7. Me emotivley asking people to be be better, not to skip things or cut corners when the point is to be better.
8. AI impact on us, displacement of jobs rather than replacement. The big threat to concept artists as perceptions of those who would pay for an artists time and skill believe that they can bypass that expense entirely by using an AI tool instead. It brought up the need for human endeavour. It’s why we like sport and hate steroid cheats – we celebrate what a person is capable of and admire competence.
We had a lot of interactions with students about the prospect of including digital tools in an up to recently analogue workspace. These are some thoughts regarding it which we feel act as a conclusion so far as to what we think about it:
Conclusion to Introducing Digital To Makeup Artists.
Makeup artists typically like makeup. It is a tactile medium, and they enjoy products, how they feel and smell and respond to brushes and pressure. Making prosthetics similarly has it’s tactile qualities, and it is hard to separate these sensations from the very nature of the joy in the work.
It is little wonder then that this same group of people may not have developed an extensive love of digital versions of the same work. Doing a digital makeup effect in Photoshop requires the makeup artist mindset but somehow it is not the same thing, and I think this reluctance to do digital work can put the makeup community at a disadvantage.
There are no doubt digital inroads that individual makeup artists make, and dabbling with digital tools such as Photoshop, Procreate and digital sculpting in ZBrush and Nomad. These are not currently included as standard in makeup schools though, and the combination of lack of familiarity, cost and teaching in this area means there isn’t a standardised response to the increased use of digital tools in our industry.
It is because of this realisation that we felt it was a worthy subject to discuss at the Prosthetics Event. We wanted to discuss what we considered to be a big shift in the way work was being done, and to that end we assembled a presentation looking at the effects of the wider adoption of three big technologies at play in the industry. These would be 3D scanning, 3D printing and digital sculpting.
Having seen various makeup courses, colleges and places of work with a varied amount of digital tools and processes, we see that there is an uneven spread of adoption. Some places rely on regular scanning instead of lifecasting and a room full of printers to speed up the efficiency of their output, with staff regularly working both practically and digitally to great effect. Other places have no interest in digital and have not involved any digital aspects to their workflow.
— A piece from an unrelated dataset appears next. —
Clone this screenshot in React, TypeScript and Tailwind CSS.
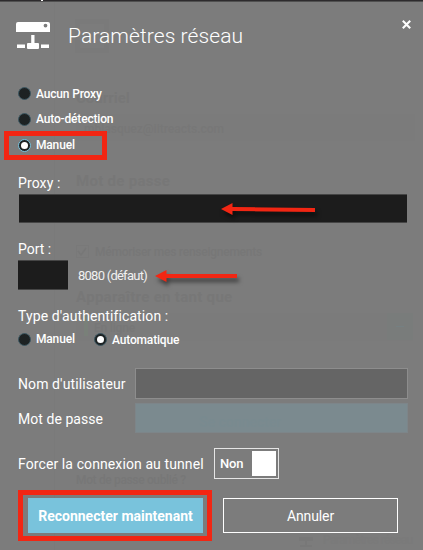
import React from "react";

function Radio({ label, checked = false, bright = false }: { label: string; checked?: boolean; bright?: boolean }) {
  return (
    <div role="radio" aria-checked={checked} className="flex items-center gap-[5px]">
      <span
        className={`flex size-[13px] shrink-0 items-center justify-center rounded-full border bg-[#1d2223] ${
          bright ? "border-[#79c3dd]" : "border-[#3d5862]"
        }`}
      >
        {checked && <span className="size-[7px] rounded-full bg-white" />}
      </span>
      <span className="text-[12px] leading-4 font-medium tracking-[-0.17px] whitespace-nowrap">{label}</span>
    </div>
  );
}

function Backdrop() {
  return (
    <div aria-hidden="true" className="pointer-events-none absolute inset-0 font-bold whitespace-nowrap text-[#777777]">
      <div className="absolute top-[1px] left-[54px] h-[549px] w-px bg-[#7a7a7a]" />
      <div className="absolute top-[19px] left-[75px] size-[34px] border-5 border-[#7a7a7a]" />
      <span className="absolute top-[88px] left-[76px] text-[15px] leading-5">Courriel</span>
      <div className="absolute top-[114px] left-[76px] h-[27px] w-[339px] bg-[#7b7b7b]" />
      <span className="absolute top-[119px] left-[84px] text-[12px] leading-5 font-medium">mblasquez@iitreacts.com</span>
      <span className="absolute top-[171px] left-[76px] text-[15px] leading-5 tracking-[0.3px]">Mot de passe</span>
      <svg className="absolute top-[245px] left-[76px]" width="13" height="13" fill="none" stroke="#777777">
        <path d="M.5.5h12v12H.5z" stroke="#797979" />
        <path d="m2 6 3 4 5-7" strokeWidth="1.5" />
      </svg>
      <span className="absolute top-[242px] left-[95px] text-[12px] leading-5 font-medium tracking-[-0.25px]">Mémoriser mes renseignements</span>
      <span className="absolute top-[287px] left-[76px] text-[15px] leading-5 tracking-[0.3px]">Apparaître en tant que</span>
      <div className="absolute top-[313px] left-[76px] h-[28px] w-[337px] bg-[#7b7b7b]" />
      <div className="absolute top-[316px] left-[84px] h-5 w-1 bg-[#798079]" />
      <span className="absolute top-[318px] left-[94px] text-[12px] leading-5 font-medium tracking-[-0.2px]">En ligne</span>
      <div className="absolute top-[313px] left-[387px] flex h-[27px] w-[26px] items-center justify-center bg-[#797c7b]">
        <span className="h-px w-2 bg-[#758082]" />
      </div>
      <span className="absolute top-[470px] left-[76px] text-[12px] leading-5 font-medium tracking-[-0.35px]">Mot de passe oublié ?</span>
      <svg className="absolute top-[536px] left-[299px]" width="15" height="12" fill="#787878">
        <path d="M0 1h14v4H0zM6 5h2v4H6zM1 9h12v2H1z" />
      </svg>
      <span className="absolute top-[530px] left-[323px] text-[12px] leading-5 font-medium tracking-[-0.7px] text-[#7a7a7a]">Paramètres réseau</span>
    </div>
  );
}

function Arrow({ width, tilt = 0 }: { width: number; tilt?: number }) {
  const end = 6 + tilt;
  return (
    <svg width={width} height="14" className="shrink-0 overflow-visible drop-shadow-[2px_4px_2px_rgba(0,0,0,0.5)]" fill="#f22613">
      <path d={`M0 6 11.5 0V4L${width} ${end - 2}V${end + 2}L11.5 8V12Z`} />
    </svg>
  );
}

export default function App() {
  return (
    <main className="relative h-[550px] w-[423px] overflow-hidden bg-[#7c7c7c] font-[Roboto,'Liberation_Sans',sans-serif] text-white">
      <Backdrop />
      <div className="relative flex h-full flex-col">
        <div className="flex h-[2px] border-b border-[#505050] bg-[#2d2b2d] pl-[41px]">
          <span className="h-px w-[2px] bg-white" />
        </div>
        <header className="flex h-[79px] items-start pr-3 pl-4">
          <svg width="35" height="29" viewBox="0 0 35 29" className="mt-5 shrink-0" fill="white">
            <path fillRule="evenodd" d="M2 0H32Q34 0 34 2V10H0V2Q0 0 2 0ZM29.5 1.7A1.9 1.9 0 1 0 29.5 5.5 1.9 1.9 0 1 0 29.5 1.7Z" />
            <path d="M15.2 13h3.3v8h3.5q1 0 1 1v4q0 1-1 1H12q-1 0-1-1v-4q0-1 1-1h3.2zM1 22.5h8V26H1zM25 22.5h8V26h-8z" />
          </svg>
          <h1 className="mt-5 ml-[17px] text-[21px] leading-7 font-light tracking-[0.08px]">Paramètres réseau</h1>
          <button aria-label="Fermer" className="mt-[18px] ml-auto flex size-[9px]">
            <svg width="9" height="9" stroke="white" strokeWidth="2.1">
              <path d="m.8.8 7.4 7.4M8.2.8.8 8.2" />
            </svg>
          </button>
        </header>
        <div role="radiogroup" className="flex h-[79px] flex-col pl-[18px]">
          <div className="flex h-[25px] items-center"><Radio label="Aucun Proxy" /></div>
          <div className="flex h-[25px] items-center pt-px"><Radio label="Auto-détection" /></div>
          <div className="-ml-[14px] flex h-[29px] w-[103px] shrink-0 items-center border-5 border-[#f22613] pb-px pl-[9px]">
            <Radio label="Manuel" checked bright />
          </div>
        </div>
        <label className="mt-[13px] ml-[18px] text-[14px] leading-5 tracking-[0.1px]">Proxy :</label>
        <div className="mt-[1px] ml-[19px] flex h-[29px] w-[388px] border-y border-[#454545] bg-[#1c1c1c]">
          <div className="mt-[8px] ml-[202px]"><Arrow width={94} tilt={1} /></div>
        </div>
        <label className="mt-4 ml-[18px] text-[14px] leading-5">Port :</label>
        <div className="mt-[1px] flex h-[30px] items-center pl-[18px]">
          <div className="h-[30px] w-[50px] border-y border-[#454545] bg-[#1c1c1c]" />
          <span className="ml-[10px] w-[77px] pt-px text-[13px] leading-5 tracking-[-0.75px] whitespace-nowrap text-[#f0f0f0]">8080 (défaut)</span>
          <div className="pt-[3px]"><Arrow width={82} /></div>
        </div>
        <div className="mt-[16px] ml-[18px] text-[14px] leading-5 tracking-[0.1px]">Type d'authentification :</div>
        <div role="radiogroup" className="mt-[5px] flex h-[17px] pl-[18px]">
          <div className="w-[76px]"><Radio label="Manuel" /></div>
          <Radio label="Automatique" checked />
        </div>
        <div className="mt-5 flex h-[31px] items-center pl-[18px]">
          <label className="w-[117px] text-[14px] leading-5 tracking-[0.1px]">Nom d'utilisateur</label>
          <div className="h-[31px] w-[273px] border border-[#8d8d8d] bg-[#656565]" />
        </div>
        <div className="mt-1 flex h-[30px] items-center pl-[18px]">
          <label className="w-[117px] pt-px text-[14px] leading-5 tracking-[0.05px]">Mot de passe</label>
          <div className="flex h-[30px] w-[273px] items-center border border-[#7d8589] bg-[#7b8a8f] pt-2 pl-[63px]">
            <span aria-hidden="true" className="text-[14px] font-medium text-[#798a90]">Se connecter</span>
          </div>
        </div>
        <div className="mt-[15px] flex h-[31px] items-center pl-[18px]">
          <span className="w-[196px] text-[14px] leading-5 tracking-[0.1px]">Forcer la connexion au tunnel</span>
          <button className="flex h-[31px] w-[65px] items-center justify-between border border-[#e5e5e5] pr-[2px] pl-[5px] text-[13px] font-medium tracking-[-0.2px]">
            Non
            <span className="h-[25px] w-6 bg-white" />
          </button>
        </div>
        <div className="mt-[11px] flex h-[51px] pl-[18px]">
          <div className="flex w-[194px] items-start border-5 border-[#f22613] pt-[3px] pl-[5px]">
            <button className="h-[35px] w-[175px] bg-[#79c3dc] text-[14px] leading-5 font-bold whitespace-nowrap">Reconnecter maintenant</button>
          </div>
          <button className="mt-2 ml-[11px] h-[35px] w-[175px] border border-white text-[14px] leading-5 font-normal tracking-[-0.1px]">Annuler</button>
        </div>
      </div>
    </main>
  );
}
Naturally, as with any technology there is a spectrum of cost and sophistication, but even the lower end of these tools is now good enough to be a viable option. As the tech improves, we will see the quality go up, and as things become better, easier and more commonly used, it makes sense for us in the makeup world to include these in our toolbox. This therefore is our attempt to help this along.
Max Von Sydow wearing the Father Merrin makeup by the mighty Dick Smith from the 1973 film The Exorcist on the left. He was in his early 40’s then.
The image to the right of that is Max Von Sydow aged around 75 without makeup.
The joy of skillful makeup is that rubber can be hidden in plain sight. The illusions that can be created by this is the joy of this kind of work.